Свайпніть щоб показати меню

Outliers are data points that are significantly different from the other data points in a dataset. Why is it important to deal with them? Outliers can occur due to measurement errors, data entry errors, or other factors and can significantly impact the data analysis.

Outliers can significantly impact statistical analysis, machine learning models, and data visualization. They can distort the results of statistical analysis, lead to biased machine learning models, and make it difficult to visualize the data accurately. Removing outliers can help improve the analysis's accuracy and reliability and improve the results' interpretability.

There are several ways to remove outliers in Python, but one common technique is the Z-score method:


              123456789101112131415
            
import numpy as np

# Generate small dataset
dataset = np.random.normal(0, 1, 1000)

# Calculate the Z-scores 
z_scores = (dataset - np.mean(dataset)) / np.std(dataset)

# Find the indices of the outliers
outlier_indices = np.where(np.abs(z_scores) > 3)[0]

# Print outliers
print('Outliers are: ', dataset[outlier_indices])
# Remove the outliers
filtered_data = np.delete(dataset, outlier_indices)

In this example, we first generate some sample data using the random.normal() method. We then calculate the Z-scores for the data by subtracting the mean and dividing by the standard deviation. We define outliers as any data point whose absolute Z-score is greater than 3 (a common threshold for identifying outliers). We find the indices of these outliers using the .where() method and then remove them from the original data using the .delete() method.

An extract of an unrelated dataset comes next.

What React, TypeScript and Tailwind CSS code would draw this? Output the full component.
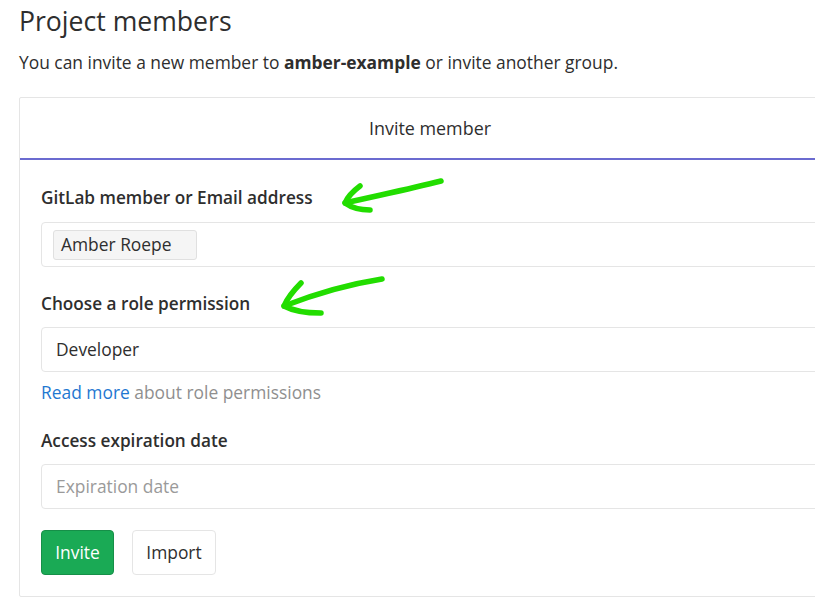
import React from "react";

export default function App() {
  return (
    <div
      className="relative w-[815px] h-[600px] overflow-hidden bg-white text-[#2e2e2e]"
      style={{ fontFamily: '"Open Sans", "Noto Sans", sans-serif' }}
    >
      <div className="pl-[19px] pt-[3px]">
        <h1 className="text-[26.6px] leading-[36px] font-normal text-[#2e2e2e]">Project members</h1>
        <p className="mt-[11px] text-[17.4px] leading-[24px] text-[#2e2e2e] whitespace-nowrap">
          You can invite a new member to <span className="font-bold">amber-example</span> or invite another group.
        </p>
        <div className="mt-[23px] w-[822px] border border-[#e5e5e5] rounded-[2px]">
          <div className="h-[62px] flex items-center justify-center border-b-2 border-[#6b6bd0] text-[17.9px]">
            Invite member
          </div>
          <div className="px-[21px] pt-[26px] pb-[21px]">
            <label className="block h-[24px] text-[17.2px] font-semibold leading-[24px] whitespace-nowrap">
              GitLab member or Email address
            </label>
            <div className="mt-[12px] h-[45px] border border-[#e5e5e5] rounded-[4px] flex items-center px-[11px]">
              <span className="h-[30px] w-[144px] px-[7px] flex items-center bg-[#f5f5f5] border border-[#e0e0e0] rounded-[3px] text-[17.4px] text-[#2e2e2e] whitespace-nowrap">
                Amber Roepe
              </span>
            </div>
            <label className="block h-[24px] mt-[25px] text-[17.2px] font-semibold leading-[24px] whitespace-nowrap">
              Choose a role permission
            </label>
            <div className="mt-[11px] h-[45px] border border-[#e5e5e5] rounded-[4px] flex items-center px-[14px] text-[17.4px]">
              Developer
            </div>
            <p className="mt-[8px] h-[24px] text-[17.4px] leading-[24px] text-[#8f8f8f] whitespace-nowrap">
              <span className="text-[#1f78d1]">Read more</span> about role permissions
            </p>
            <label className="block h-[24px] mt-[25px] text-[17.2px] font-semibold leading-[24px] whitespace-nowrap">
              Access expiration date
            </label>
            <div className="mt-[11px] h-[45px] border border-[#e5e5e5] rounded-[4px] flex items-center px-[14px] text-[17.4px] text-[#9a9a9a]">
              Expiration date
            </div>
            <div className="mt-[21px] flex gap-[18px]">
              <button className="h-[45px] w-[73px] rounded-[4px] bg-[#1aaa55] border border-[#168f48] text-white text-[17.4px]">
                Invite
              </button>
              <button className="h-[45px] w-[84px] rounded-[4px] bg-white border border-[#e5e5e5] text-[#2e2e2e] text-[17.4px]">
                Import
              </button>
            </div>
          </div>
        </div>
      </div>
      <svg className="absolute left-0 top-0 pointer-events-none" width="815" height="600" viewBox="0 0 815 600">
        <g fill="none" stroke="#22dd00" strokeWidth="5.5" strokeLinecap="round" strokeLinejoin="round">
          <path d="M441 181 C 410 189, 375 196, 345 203" />
          <path d="M360 186 C 352 192, 347 198, 345 203 C 352 208, 362 210, 370 210" />
          <path d="M382 279 C 350 284, 315 294, 284 306" />
          <path d="M301 283 C 293 291, 287 299, 284 306 C 295 312, 310 313, 321 313" />
        </g>
      </svg>
    </div>
  );
}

It should be clarified that this method only works for Gaussian data. If your data has non-symmetric distribution, then you can use a modified Z-score. The modified Z-score is calculated as the difference between a data point and the median, divided by the median absolute deviation.

It is also important to remember that not all outliers need to be removed because outliers can sometimes be a natural part of the data and provide important information about the underlying process or phenomenon being studied.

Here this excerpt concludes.